- [Problem statement] Each line of the material must be repeated precisely, with the pictures left out.
#### Source excerpt
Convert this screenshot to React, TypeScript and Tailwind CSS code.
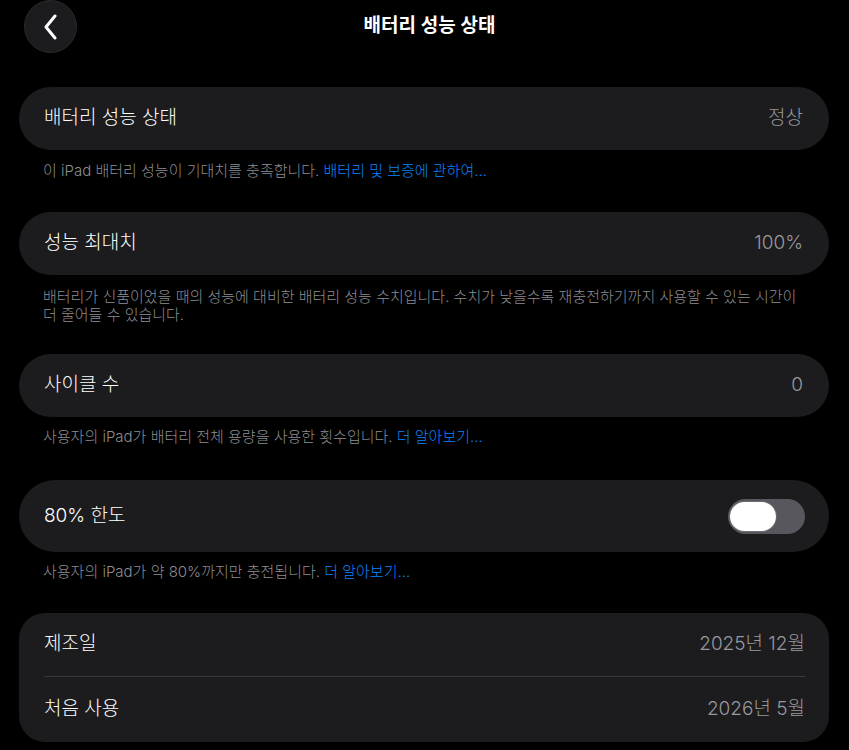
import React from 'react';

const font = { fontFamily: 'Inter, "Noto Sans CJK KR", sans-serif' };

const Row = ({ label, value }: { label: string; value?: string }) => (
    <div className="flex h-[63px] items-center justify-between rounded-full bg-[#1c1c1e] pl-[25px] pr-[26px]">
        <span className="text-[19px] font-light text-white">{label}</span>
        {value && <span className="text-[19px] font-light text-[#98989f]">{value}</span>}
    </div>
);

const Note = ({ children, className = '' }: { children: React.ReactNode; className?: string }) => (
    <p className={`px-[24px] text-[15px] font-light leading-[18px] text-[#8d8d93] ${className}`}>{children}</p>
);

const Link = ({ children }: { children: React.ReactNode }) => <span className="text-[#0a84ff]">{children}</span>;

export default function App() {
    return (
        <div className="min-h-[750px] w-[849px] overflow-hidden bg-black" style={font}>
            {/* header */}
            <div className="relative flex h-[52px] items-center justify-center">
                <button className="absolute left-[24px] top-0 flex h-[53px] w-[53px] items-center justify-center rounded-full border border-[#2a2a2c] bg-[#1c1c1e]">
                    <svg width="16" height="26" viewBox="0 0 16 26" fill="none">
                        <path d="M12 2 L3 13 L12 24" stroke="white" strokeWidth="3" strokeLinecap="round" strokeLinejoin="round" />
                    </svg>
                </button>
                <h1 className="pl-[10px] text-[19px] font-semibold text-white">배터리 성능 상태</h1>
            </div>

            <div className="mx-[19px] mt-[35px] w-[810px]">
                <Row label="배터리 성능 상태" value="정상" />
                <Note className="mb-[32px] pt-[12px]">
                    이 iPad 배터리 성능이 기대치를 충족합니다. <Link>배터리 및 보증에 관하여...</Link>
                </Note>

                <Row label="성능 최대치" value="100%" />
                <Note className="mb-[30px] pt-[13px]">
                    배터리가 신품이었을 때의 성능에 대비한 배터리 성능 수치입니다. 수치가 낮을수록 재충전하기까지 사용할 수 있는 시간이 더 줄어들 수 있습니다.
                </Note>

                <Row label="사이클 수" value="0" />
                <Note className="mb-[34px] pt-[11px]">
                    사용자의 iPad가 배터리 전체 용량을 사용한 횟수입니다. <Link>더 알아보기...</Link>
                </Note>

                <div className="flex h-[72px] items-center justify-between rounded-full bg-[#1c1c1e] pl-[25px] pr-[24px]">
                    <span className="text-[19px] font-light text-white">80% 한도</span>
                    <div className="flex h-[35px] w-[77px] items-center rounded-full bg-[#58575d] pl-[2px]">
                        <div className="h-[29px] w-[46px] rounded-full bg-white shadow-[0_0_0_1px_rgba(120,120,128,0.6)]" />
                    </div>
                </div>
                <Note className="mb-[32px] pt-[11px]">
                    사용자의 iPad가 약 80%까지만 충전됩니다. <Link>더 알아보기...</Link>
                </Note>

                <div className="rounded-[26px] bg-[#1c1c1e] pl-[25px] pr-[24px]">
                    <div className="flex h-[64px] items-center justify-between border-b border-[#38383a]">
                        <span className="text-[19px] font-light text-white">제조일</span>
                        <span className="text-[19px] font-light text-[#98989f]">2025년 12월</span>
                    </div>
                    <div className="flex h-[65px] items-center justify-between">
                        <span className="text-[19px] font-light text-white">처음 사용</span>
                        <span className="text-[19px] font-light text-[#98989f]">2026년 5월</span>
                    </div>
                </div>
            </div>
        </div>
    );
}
########
- [Output below]
Convert this screenshot to React, TypeScript and Tailwind CSS code.
import React from 'react';

const font = { fontFamily: 'Inter, "Noto Sans CJK KR", sans-serif' };

const Row = ({ label, value }: { label: string; value?: string }) => (
    <div className="flex h-[63px] items-center justify-between rounded-full bg-[#1c1c1e] pl-[25px] pr-[26px]">
        <span className="text-[19px] font-light text-white">{label}</span>
        {value && <span className="text-[19px] font-light text-[#98989f]">{value}</span>}
    </div>
);

const Note = ({ children, className = '' }: { children: React.ReactNode; className?: string }) => (
    <p className={`px-[24px] text-[15px] font-light leading-[18px] text-[#8d8d93] ${className}`}>{children}</p>
);

const Link = ({ children }: { children: React.ReactNode }) => <span className="text-[#0a84ff]">{children}</span>;

export default function App() {
    return (
        <div className="min-h-[750px] w-[849px] overflow-hidden bg-black" style={font}>
            {/* header */}
            <div className="relative flex h-[52px] items-center justify-center">
                <button className="absolute left-[24px] top-0 flex h-[53px] w-[53px] items-center justify-center rounded-full border border-[#2a2a2c] bg-[#1c1c1e]">
                    <svg width="16" height="26" viewBox="0 0 16 26" fill="none">
                        <path d="M12 2 L3 13 L12 24" stroke="white" strokeWidth="3" strokeLinecap="round" strokeLinejoin="round" />
                    </svg>
                </button>
                <h1 className="pl-[10px] text-[19px] font-semibold text-white">배터리 성능 상태</h1>
            </div>

            <div className="mx-[19px] mt-[35px] w-[810px]">
                <Row label="배터리 성능 상태" value="정상" />
                <Note className="mb-[32px] pt-[12px]">
                    이 iPad 배터리 성능이 기대치를 충족합니다. <Link>배터리 및 보증에 관하여...</Link>
                </Note>

                <Row label="성능 최대치" value="100%" />
                <Note className="mb-[30px] pt-[13px]">
                    배터리가 신품이었을 때의 성능에 대비한 배터리 성능 수치입니다. 수치가 낮을수록 재충전하기까지 사용할 수 있는 시간이 더 줄어들 수 있습니다.
                </Note>

                <Row label="사이클 수" value="0" />
                <Note className="mb-[34px] pt-[11px]">
                    사용자의 iPad가 배터리 전체 용량을 사용한 횟수입니다. <Link>더 알아보기...</Link>
                </Note>

                <div className="flex h-[72px] items-center justify-between rounded-full bg-[#1c1c1e] pl-[25px] pr-[24px]">
                    <span className="text-[19px] font-light text-white">80% 한도</span>
                    <div className="flex h-[35px] w-[77px] items-center rounded-full bg-[#58575d] pl-[2px]">
                        <div className="h-[29px] w-[46px] rounded-full bg-white shadow-[0_0_0_1px_rgba(120,120,128,0.6)]" />
                    </div>
                </div>
                <Note className="mb-[32px] pt-[11px]">
                    사용자의 iPad가 약 80%까지만 충전됩니다. <Link>더 알아보기...</Link>
                </Note>

                <div className="rounded-[26px] bg-[#1c1c1e] pl-[25px] pr-[24px]">
                    <div className="flex h-[64px] items-center justify-between border-b border-[#38383a]">
                        <span className="text-[19px] font-light text-white">제조일</span>
                        <span className="text-[19px] font-light text-[#98989f]">2025년 12월</span>
                    </div>
                    <div className="flex h-[65px] items-center justify-between">
                        <span className="text-[19px] font-light text-white">처음 사용</span>
                        <span className="text-[19px] font-light text-[#98989f]">2026년 5월</span>
                    </div>
                </div>
            </div>
        </div>
    );
}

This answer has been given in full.